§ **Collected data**
━━━━

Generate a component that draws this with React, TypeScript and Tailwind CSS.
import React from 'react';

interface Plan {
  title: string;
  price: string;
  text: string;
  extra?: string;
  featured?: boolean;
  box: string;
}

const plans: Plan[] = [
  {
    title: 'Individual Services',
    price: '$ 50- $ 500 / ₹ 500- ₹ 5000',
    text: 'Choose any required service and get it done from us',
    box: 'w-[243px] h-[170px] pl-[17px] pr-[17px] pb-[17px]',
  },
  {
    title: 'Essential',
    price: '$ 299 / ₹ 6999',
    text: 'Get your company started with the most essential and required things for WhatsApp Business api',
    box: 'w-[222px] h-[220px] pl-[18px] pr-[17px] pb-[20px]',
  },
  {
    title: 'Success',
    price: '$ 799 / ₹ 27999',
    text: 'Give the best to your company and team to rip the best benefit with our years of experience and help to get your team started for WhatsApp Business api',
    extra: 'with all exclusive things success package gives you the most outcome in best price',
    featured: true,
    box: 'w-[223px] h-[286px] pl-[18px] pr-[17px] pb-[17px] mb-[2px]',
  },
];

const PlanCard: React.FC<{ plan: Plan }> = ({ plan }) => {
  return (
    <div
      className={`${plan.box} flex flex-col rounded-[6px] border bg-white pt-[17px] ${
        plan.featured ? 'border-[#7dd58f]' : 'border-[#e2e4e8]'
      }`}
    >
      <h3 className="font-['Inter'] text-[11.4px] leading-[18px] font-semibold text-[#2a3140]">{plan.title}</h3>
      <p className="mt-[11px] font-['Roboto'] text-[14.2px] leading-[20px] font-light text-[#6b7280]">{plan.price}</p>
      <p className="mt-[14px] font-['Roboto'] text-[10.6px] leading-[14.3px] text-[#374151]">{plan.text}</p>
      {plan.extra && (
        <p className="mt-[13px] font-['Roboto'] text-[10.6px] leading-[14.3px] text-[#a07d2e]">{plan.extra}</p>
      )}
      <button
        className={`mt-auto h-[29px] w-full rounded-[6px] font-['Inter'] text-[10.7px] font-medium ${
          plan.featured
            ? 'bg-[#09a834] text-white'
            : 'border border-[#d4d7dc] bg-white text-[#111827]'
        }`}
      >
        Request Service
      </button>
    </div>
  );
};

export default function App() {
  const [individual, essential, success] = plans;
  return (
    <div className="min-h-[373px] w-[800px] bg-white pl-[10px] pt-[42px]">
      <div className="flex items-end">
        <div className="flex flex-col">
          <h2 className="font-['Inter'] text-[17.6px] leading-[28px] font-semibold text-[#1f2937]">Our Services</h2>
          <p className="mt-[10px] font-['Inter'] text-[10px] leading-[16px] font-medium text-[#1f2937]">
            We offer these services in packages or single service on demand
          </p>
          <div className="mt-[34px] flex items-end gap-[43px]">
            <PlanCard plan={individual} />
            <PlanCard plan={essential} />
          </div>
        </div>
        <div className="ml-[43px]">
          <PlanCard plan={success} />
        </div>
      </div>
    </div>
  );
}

━━━━

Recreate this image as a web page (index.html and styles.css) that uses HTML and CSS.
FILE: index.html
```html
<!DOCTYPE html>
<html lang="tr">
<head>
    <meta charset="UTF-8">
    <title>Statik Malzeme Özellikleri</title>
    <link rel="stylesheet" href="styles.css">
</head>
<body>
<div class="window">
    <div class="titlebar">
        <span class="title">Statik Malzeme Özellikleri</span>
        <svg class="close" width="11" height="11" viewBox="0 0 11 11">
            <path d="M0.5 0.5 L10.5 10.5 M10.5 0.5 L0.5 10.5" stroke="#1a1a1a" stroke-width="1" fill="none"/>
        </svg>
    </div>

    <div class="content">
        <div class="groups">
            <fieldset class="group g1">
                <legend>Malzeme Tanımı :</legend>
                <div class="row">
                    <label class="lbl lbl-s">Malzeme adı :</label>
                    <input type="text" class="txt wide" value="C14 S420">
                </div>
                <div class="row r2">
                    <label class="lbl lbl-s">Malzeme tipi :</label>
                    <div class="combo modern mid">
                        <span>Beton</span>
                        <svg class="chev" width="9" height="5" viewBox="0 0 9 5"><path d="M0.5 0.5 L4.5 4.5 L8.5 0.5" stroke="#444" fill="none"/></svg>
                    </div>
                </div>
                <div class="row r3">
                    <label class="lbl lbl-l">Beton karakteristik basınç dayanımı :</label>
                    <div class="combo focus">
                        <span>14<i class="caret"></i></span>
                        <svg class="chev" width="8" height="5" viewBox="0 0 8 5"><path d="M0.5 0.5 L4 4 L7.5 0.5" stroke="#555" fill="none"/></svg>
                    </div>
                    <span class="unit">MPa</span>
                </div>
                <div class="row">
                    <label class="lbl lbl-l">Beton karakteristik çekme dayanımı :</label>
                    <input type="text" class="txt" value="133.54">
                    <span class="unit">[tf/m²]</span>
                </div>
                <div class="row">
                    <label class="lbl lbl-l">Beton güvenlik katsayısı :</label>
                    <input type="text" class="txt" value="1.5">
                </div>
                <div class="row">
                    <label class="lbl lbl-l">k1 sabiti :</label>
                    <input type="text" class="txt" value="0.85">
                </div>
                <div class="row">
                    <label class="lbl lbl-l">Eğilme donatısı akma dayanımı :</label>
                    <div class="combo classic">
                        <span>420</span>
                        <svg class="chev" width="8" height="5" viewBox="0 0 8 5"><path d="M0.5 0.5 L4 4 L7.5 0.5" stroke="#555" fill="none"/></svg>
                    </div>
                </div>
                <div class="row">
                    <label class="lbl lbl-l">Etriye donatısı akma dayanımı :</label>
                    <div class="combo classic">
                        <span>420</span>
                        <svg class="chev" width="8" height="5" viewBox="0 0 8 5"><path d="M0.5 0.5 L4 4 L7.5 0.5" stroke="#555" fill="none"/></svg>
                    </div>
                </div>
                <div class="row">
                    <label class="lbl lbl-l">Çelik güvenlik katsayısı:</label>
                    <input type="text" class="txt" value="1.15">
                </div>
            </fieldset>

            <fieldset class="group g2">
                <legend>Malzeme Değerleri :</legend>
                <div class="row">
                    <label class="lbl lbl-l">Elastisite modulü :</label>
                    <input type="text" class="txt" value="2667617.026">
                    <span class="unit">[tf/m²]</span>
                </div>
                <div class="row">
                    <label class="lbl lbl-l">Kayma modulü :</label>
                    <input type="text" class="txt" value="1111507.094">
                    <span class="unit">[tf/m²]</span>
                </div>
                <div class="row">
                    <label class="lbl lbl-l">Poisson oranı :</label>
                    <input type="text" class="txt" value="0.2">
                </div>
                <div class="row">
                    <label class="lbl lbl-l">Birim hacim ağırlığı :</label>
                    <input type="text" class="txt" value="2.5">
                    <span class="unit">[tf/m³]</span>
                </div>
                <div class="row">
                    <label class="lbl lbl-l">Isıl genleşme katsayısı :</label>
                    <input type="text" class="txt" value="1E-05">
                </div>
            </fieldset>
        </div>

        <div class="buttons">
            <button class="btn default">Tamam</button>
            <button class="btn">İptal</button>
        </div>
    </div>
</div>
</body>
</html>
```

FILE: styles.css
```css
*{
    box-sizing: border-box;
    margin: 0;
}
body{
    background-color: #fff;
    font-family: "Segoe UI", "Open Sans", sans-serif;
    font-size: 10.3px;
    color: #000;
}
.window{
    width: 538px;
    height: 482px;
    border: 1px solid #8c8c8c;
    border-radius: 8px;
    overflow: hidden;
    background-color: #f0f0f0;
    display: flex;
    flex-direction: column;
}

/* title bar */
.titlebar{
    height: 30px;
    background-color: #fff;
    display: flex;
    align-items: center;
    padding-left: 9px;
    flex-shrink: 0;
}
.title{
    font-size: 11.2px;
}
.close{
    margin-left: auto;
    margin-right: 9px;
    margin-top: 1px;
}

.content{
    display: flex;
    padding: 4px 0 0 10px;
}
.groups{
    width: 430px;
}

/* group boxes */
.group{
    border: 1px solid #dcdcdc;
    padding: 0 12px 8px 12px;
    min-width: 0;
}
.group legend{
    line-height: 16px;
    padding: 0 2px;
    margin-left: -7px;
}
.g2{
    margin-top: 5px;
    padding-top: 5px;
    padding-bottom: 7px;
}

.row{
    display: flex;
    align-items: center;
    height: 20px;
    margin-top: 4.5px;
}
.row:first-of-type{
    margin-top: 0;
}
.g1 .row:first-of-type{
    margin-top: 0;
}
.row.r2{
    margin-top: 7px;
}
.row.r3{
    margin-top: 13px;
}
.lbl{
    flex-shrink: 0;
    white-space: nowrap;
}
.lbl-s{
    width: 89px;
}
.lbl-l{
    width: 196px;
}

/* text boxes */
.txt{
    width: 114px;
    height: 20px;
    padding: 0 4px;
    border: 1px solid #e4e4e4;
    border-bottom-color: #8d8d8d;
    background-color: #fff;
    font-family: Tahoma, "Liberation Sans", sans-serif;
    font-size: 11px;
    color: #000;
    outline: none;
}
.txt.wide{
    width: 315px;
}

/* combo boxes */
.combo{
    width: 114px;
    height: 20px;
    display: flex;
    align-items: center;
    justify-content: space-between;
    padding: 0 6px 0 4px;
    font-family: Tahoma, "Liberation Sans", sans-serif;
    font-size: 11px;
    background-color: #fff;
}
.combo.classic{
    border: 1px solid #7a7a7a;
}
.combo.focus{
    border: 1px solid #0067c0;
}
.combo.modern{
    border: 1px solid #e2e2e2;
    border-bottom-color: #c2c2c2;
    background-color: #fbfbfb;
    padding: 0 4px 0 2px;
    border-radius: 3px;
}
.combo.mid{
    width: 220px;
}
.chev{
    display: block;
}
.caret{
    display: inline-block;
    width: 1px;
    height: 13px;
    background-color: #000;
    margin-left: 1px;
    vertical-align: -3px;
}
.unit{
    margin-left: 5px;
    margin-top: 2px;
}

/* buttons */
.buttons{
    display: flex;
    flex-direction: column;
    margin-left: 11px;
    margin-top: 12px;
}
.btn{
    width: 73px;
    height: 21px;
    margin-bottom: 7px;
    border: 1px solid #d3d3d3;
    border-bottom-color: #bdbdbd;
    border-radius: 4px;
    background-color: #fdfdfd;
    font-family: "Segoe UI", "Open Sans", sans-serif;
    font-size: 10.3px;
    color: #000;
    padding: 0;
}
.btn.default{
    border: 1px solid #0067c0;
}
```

━━━━

§ **What you need to do**
Your answer should be a single number: the count of lines containing the word "with".

§ **Output below**
4